The third plenary session of the 20th Communist Party of China Central Committee, held in July, made arrangements concerning the issue, which include improving the government debt management system, establishing a system for monitoring and regulating all local government debt as well as long-term mechanisms for preventing and defusing hidden debt risks, and moving faster to reform and transform local government financing platforms.

STRONGER POLICY SUPPORT

The expedited implementation of the debt-relief package indicates that China is enhancing the intensity of its proactive fiscal policy, and the country still has a relatively large space for fiscal policy maneuvering, with its government debt level far lower than that of other major economies, according to officials and economists.

By the end of 2023, the average government debt-to-GDP ratio for G20 countries was 118.2 percent, while the average debt-to-GDP ratio for G7 countries stood at 123.4 percent, according to data from the International Monetary Fund.

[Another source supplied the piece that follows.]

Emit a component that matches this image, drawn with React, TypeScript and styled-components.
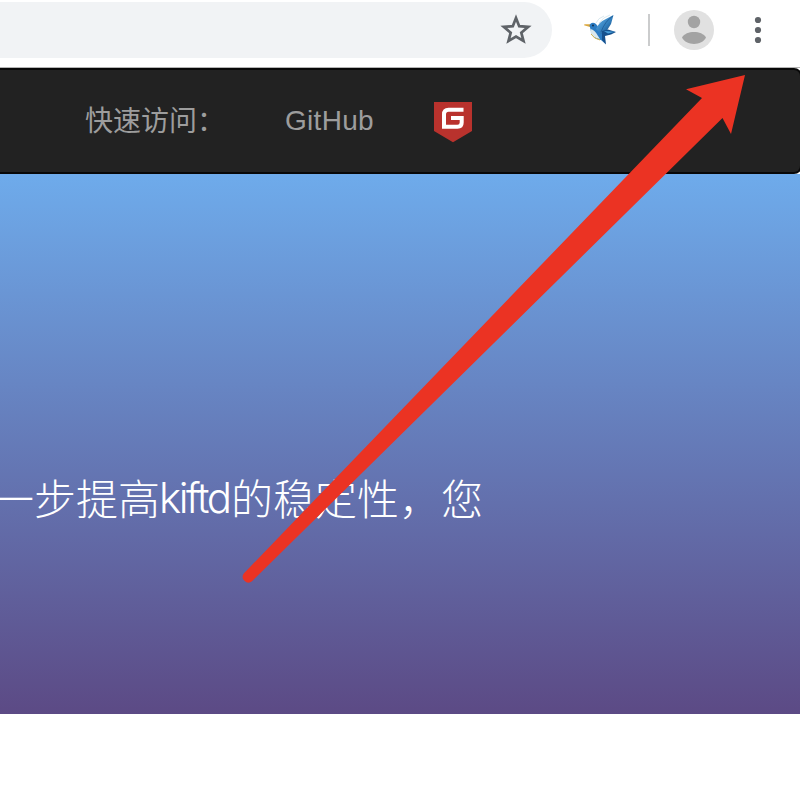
import React from "react";
import styled, { createGlobalStyle } from "styled-components";

const GlobalStyle = createGlobalStyle`
  * { box-sizing: border-box; }
  body { margin: 0; background: #fff; font-family: "Liberation Sans", "Noto Sans CJK SC", sans-serif; overflow: hidden; }
`;

const Page = styled.div`
  position: relative;
  width: 800px;
  height: 800px;
  overflow: hidden;
  background: #fff;
`;

const BrowserBar = styled.header`
  display: flex;
  height: 68px;
  padding-top: 2px;
  border-bottom: 1px solid #b4b4b4;
`;

const AddressField = styled.div`
  display: flex;
  align-items: center;
  justify-content: flex-end;
  width: 552px;
  height: 56px;
  padding-right: 20px;
  border-radius: 0 28px 28px 0;
  background: #f1f3f5;
`;

const BarTools = styled.div`
  display: flex;
  align-items: center;
  height: 56px;
  padding-left: 30px;
`;

const Divider = styled.span`
  width: 2px;
  height: 32px;
  margin: 0 24px 0 30px;
  background: #cbcccd;
`;

const Avatar = styled.svg`
  margin-right: 40px;
`;

const NavBar = styled.nav`
  display: flex;
  align-items: center;
  width: 802px;
  height: 106px;
  padding-left: 85px;
  border: 2px solid #080808;
  border-left: 0;
  border-radius: 0 8px 8px 0;
  background: #222;
  color: #9d9d9d;
  font-size: 28px;
  line-height: 40px;
`;

const NavLabel = styled.span`
  width: 200px;
  padding-bottom: 5px;
  font-family: "Noto Sans CJK SC", sans-serif;
  font-weight: 400;
`;

const NavLink = styled.a`
  width: 149px;
  letter-spacing: 0.3px;
`;

const Hero = styled.main`
  height: 540px;
  padding-top: 293px;
  background: linear-gradient(#6eabeb, #5c4a85);
`;

const Message = styled.p`
  display: flex;
  margin: 0 0 0 -8px;
  color: #fff;
  font-family: "Noto Sans CJK SC", sans-serif;
  font-weight: 300;
  font-size: 42px;
  line-height: 60px;
  white-space: nowrap;
`;

const Latin = styled.span`
  width: 72px;
  margin-left: -1px;
  padding-top: 1px;
  font-family: Inter, sans-serif;
  font-weight: 300;
  letter-spacing: -2.5px;
`;

const Pointer = styled.svg`
  position: absolute;
  inset: 0;
  pointer-events: none;
`;

const StarIcon = () => (
  <svg width="32" height="32" viewBox="0 0 32 32">
    <path d="M16 3.9 19.2 12.2 28.2 12.9 21.3 18.7 23.5 27 16 22.5 8.5 27 10.7 18.7 3.8 12.9 12.8 12.2Z" fill="none" stroke="#5f6368" strokeWidth="2.7" />
  </svg>
);

const BirdIcon = () => (
  <svg width="36" height="36" viewBox="582 12 36 36">
    <defs>
      <linearGradient id="wing" x1="0" y1="0" x2="1" y2="1">
        <stop offset="0" stopColor="#69b5ec" />
        <stop offset=".55" stopColor="#327fbd" />
        <stop offset="1" stopColor="#123d72" />
      </linearGradient>
    </defs>
    <path d="M596 23Q598 18 604 16M599 23Q603 17 610 15" fill="none" stroke="#dbe9ef" strokeWidth="1" />
    <path d="M584 25.2 584.5 24.2 592 24.3 590 27Z" fill="#dca73b" />
    <path d="M589.5 25Q592 21.3 596 24L599 28 604 33 603 37 605.5 44 601 40Q594 39 591.5 34Z" fill="#2b7bc2" />
    <path d="M590.5 29Q595 30 598 36L600 39Q593 38 590.7 33Z" fill="#dbe8ec" />
    <path d="M591 34Q594 39 600 40" fill="none" stroke="#d5b64e" strokeWidth="1" />
    <path d="M596 29Q599 22 605 19.5L613.5 15 611 24 606 32 601 34Z" fill="url(#wing)" />
    <path d="M613 16Q605 21 601 32" fill="none" stroke="#225f99" strokeWidth=".9" />
    <path d="M602 31 608 29.5 616 32 611 34.5 605 36 606 44.5 602 40Z" fill="#15508d" />
    <path d="M604 31 615 31.8 608 33.5Z" fill="#49a0db" />
    <circle cx="593" cy="25.5" r=".9" fill="#112641" />
  </svg>
);

const GiteeLogo = styled.svg`
  margin-top: 2px;
`;

const GiteeIcon = () => (
  <GiteeLogo width="38" height="41" viewBox="0 0 38 41">
    <path d="M0 0H38V29L19 40.3 0 29Z" fill="#b9322d" />
    <path d="M29.5 7.8H14.5Q10 7.8 10 12.5V24.7H23.5Q27.7 24.7 27.7 20.5V16H17" fill="none" stroke="#fff" strokeWidth="4" />
  </GiteeLogo>
);

export default function App() {
  return (
    <>
      <GlobalStyle />
      <Page>
        <BrowserBar>
          <AddressField><StarIcon /></AddressField>
          <BarTools>
            <BirdIcon />
            <Divider />
            <Avatar width="40" height="40" viewBox="0 0 40 40">
              <circle cx="20" cy="20" r="20" fill="#e1e1e1" />
              <circle cx="20" cy="12" r="6.2" fill="#a3a3a3" />
              <path d="M8 27.5C12 20.2 28 20.2 32 27.5C28 36 12 36 8 27.5Z" fill="#a3a3a3" />
            </Avatar>
            <svg width="8" height="28" viewBox="0 0 8 28" fill="#5f6368">
              <circle cx="4" cy="4" r="3.1" />
              <circle cx="4" cy="14" r="3.1" />
              <circle cx="4" cy="24" r="3.1" />
            </svg>
          </BarTools>
        </BrowserBar>
        <NavBar>
          <NavLabel>快速访问：</NavLabel>
          <NavLink>GitHub</NavLink>
          <GiteeIcon />
        </NavBar>
        <Hero>
          <Message>
            <span>一步提高</span>
            <Latin>kiftd</Latin>
            <span>的稳定性，您</span>
          </Message>
        </Hero>
        <Pointer width="800" height="800" viewBox="0 0 800 800">
          <path d="M745 75 731 134 722.5 118 252 581.3A5.7 5.7 0 0 1 244 573.3L702 98 686 89.3Z" fill="#eb3323" />
        </Pointer>
      </Page>
    </>
  );
}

In contrast, China's total government debt was 85 trillion yuan by the end of 2023, resulting in a government debt ratio of 67.5 percent.

The country has set its deficit-to-GDP ratio at 3 percent for 2024, which means 4.06 trillion yuan in government deficit, an increase of 180 billion yuan over the 2023 budget figure, according to this year's government work report.

China has vowed to implement a more proactive fiscal policy in 2025, set a higher deficit-to-GDP ratio and ensure that its fiscal policy is continuously forceful and more impactful, according to last week's tone-setting meeting, the Central Economic Work Conference.

Next year, China will actively use the room for a higher deficit, increase the issuance of local government special-purpose bonds, continue to issue ultra-long special treasury bonds, and increase transfer payments from the central government to local governments, said Lan last month.